## WHAT YOU HAVE TO DO
Go through the listing and return every line with "React" in it.

##### DATA LINES

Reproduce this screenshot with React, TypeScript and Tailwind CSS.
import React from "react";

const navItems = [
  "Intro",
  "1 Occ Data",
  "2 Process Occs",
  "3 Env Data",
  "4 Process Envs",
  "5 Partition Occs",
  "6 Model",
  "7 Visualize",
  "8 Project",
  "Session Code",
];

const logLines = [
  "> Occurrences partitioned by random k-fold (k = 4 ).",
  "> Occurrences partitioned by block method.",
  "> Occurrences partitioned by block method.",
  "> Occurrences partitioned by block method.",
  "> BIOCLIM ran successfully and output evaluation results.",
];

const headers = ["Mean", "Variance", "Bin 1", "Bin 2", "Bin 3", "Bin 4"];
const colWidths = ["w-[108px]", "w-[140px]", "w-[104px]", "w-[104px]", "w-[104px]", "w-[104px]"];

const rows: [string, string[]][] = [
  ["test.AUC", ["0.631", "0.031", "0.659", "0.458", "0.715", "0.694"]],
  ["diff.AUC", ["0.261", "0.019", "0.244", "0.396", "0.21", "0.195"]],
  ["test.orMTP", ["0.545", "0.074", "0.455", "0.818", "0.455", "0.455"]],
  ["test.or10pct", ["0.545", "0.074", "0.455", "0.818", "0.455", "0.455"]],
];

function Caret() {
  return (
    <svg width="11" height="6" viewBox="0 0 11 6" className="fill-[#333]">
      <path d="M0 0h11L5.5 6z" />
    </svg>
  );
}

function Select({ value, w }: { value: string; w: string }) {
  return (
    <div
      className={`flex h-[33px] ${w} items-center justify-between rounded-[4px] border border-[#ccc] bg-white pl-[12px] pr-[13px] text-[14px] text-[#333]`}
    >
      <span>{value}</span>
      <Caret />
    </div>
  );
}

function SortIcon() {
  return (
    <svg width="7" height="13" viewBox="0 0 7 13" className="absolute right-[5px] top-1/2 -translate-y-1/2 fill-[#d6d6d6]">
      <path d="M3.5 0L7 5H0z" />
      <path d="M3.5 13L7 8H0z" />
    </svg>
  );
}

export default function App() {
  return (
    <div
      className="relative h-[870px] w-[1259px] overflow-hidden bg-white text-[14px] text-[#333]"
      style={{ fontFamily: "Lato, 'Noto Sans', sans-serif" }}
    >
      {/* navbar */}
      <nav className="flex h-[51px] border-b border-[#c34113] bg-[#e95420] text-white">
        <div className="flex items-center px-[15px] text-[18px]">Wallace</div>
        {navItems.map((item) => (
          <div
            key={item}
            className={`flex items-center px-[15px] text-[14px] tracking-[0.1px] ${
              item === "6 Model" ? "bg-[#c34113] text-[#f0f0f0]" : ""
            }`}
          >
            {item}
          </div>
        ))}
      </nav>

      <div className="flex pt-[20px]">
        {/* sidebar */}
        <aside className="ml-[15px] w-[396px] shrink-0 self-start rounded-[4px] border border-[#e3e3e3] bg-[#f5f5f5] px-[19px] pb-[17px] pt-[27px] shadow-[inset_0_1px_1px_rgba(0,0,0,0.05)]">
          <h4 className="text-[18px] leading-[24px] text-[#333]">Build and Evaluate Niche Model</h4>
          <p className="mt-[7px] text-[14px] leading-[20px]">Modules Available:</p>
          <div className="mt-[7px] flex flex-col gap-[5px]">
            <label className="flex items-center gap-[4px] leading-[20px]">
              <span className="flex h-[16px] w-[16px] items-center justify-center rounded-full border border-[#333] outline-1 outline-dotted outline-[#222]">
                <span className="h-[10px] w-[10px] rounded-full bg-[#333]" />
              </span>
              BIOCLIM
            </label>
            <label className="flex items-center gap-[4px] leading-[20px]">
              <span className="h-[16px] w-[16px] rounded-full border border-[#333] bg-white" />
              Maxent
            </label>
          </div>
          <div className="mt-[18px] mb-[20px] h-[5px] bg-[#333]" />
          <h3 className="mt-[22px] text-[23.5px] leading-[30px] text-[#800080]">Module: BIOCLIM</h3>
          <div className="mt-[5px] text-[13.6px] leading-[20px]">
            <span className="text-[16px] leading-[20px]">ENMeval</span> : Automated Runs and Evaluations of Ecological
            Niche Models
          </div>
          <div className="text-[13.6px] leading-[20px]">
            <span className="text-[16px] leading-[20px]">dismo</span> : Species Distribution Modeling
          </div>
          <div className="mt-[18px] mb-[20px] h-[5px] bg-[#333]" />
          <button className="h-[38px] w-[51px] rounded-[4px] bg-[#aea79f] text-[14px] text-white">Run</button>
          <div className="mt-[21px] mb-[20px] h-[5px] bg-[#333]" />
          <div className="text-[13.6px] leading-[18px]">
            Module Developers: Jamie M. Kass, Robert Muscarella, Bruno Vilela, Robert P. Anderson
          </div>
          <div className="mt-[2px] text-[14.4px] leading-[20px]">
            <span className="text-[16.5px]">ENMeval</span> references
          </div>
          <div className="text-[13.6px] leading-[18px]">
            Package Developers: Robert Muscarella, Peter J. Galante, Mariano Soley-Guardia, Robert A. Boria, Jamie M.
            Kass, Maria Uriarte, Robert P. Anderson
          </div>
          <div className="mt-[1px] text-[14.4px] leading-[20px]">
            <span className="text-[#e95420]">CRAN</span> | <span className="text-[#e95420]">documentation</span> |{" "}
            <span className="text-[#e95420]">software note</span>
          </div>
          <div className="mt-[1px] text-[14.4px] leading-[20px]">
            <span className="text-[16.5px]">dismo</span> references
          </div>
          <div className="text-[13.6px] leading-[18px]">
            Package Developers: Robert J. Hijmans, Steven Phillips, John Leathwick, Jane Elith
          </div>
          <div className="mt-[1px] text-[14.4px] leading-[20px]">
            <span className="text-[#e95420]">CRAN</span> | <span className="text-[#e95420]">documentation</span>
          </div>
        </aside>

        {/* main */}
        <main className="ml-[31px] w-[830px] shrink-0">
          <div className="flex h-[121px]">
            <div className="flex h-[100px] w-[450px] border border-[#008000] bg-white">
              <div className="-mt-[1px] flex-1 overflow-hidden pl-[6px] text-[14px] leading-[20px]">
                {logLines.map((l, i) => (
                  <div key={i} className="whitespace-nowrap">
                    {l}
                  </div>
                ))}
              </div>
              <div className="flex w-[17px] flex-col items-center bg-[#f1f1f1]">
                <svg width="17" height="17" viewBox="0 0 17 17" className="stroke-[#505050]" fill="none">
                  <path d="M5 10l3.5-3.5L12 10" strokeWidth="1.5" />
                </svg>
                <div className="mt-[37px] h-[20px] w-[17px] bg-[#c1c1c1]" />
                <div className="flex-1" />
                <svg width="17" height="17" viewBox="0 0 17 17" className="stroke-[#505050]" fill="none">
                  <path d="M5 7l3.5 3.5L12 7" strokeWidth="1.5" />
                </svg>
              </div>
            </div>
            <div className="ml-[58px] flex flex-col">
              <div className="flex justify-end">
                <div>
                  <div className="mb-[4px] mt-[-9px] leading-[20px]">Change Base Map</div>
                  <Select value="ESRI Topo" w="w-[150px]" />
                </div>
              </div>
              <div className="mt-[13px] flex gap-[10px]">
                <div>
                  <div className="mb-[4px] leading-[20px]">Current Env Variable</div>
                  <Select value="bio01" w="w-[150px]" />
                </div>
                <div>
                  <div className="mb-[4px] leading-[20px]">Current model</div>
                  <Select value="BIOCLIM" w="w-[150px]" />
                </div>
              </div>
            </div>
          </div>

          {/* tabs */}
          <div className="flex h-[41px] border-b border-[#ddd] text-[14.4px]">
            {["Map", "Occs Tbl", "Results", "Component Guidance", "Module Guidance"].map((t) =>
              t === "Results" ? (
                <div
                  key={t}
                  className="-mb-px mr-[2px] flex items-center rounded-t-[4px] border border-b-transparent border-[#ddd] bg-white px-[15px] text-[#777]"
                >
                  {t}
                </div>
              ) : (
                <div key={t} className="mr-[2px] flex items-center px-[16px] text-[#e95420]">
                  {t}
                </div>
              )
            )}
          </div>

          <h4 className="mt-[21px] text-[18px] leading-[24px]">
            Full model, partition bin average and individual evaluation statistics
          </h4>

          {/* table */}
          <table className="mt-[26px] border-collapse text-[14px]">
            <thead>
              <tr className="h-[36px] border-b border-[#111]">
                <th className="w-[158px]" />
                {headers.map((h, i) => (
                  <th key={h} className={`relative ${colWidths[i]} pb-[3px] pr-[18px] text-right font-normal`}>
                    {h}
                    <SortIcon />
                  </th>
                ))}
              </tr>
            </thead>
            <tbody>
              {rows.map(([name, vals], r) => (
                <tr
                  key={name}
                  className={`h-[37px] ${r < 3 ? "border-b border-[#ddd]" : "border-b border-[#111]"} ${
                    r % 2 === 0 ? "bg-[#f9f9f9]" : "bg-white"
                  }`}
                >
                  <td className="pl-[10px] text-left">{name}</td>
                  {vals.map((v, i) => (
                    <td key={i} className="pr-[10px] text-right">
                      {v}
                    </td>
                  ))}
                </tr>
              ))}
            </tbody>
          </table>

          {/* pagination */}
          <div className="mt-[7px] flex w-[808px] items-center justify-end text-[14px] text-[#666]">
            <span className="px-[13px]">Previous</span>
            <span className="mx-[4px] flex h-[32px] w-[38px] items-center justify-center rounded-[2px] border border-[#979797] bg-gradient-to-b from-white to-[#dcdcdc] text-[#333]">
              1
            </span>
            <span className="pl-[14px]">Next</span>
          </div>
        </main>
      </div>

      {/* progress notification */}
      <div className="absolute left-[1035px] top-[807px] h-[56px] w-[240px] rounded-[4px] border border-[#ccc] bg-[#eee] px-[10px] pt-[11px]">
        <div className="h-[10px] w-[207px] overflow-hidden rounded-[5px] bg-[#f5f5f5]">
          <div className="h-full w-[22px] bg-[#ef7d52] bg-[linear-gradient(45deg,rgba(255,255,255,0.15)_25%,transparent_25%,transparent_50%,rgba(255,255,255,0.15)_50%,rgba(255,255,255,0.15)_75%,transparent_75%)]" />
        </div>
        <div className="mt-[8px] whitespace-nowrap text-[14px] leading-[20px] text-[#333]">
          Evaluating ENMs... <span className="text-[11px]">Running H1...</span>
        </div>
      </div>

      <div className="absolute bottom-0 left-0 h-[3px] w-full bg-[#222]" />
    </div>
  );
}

##########

## FINAL RESULT
Reproduce this screenshot with React, TypeScript and Tailwind CSS.
import React from "react";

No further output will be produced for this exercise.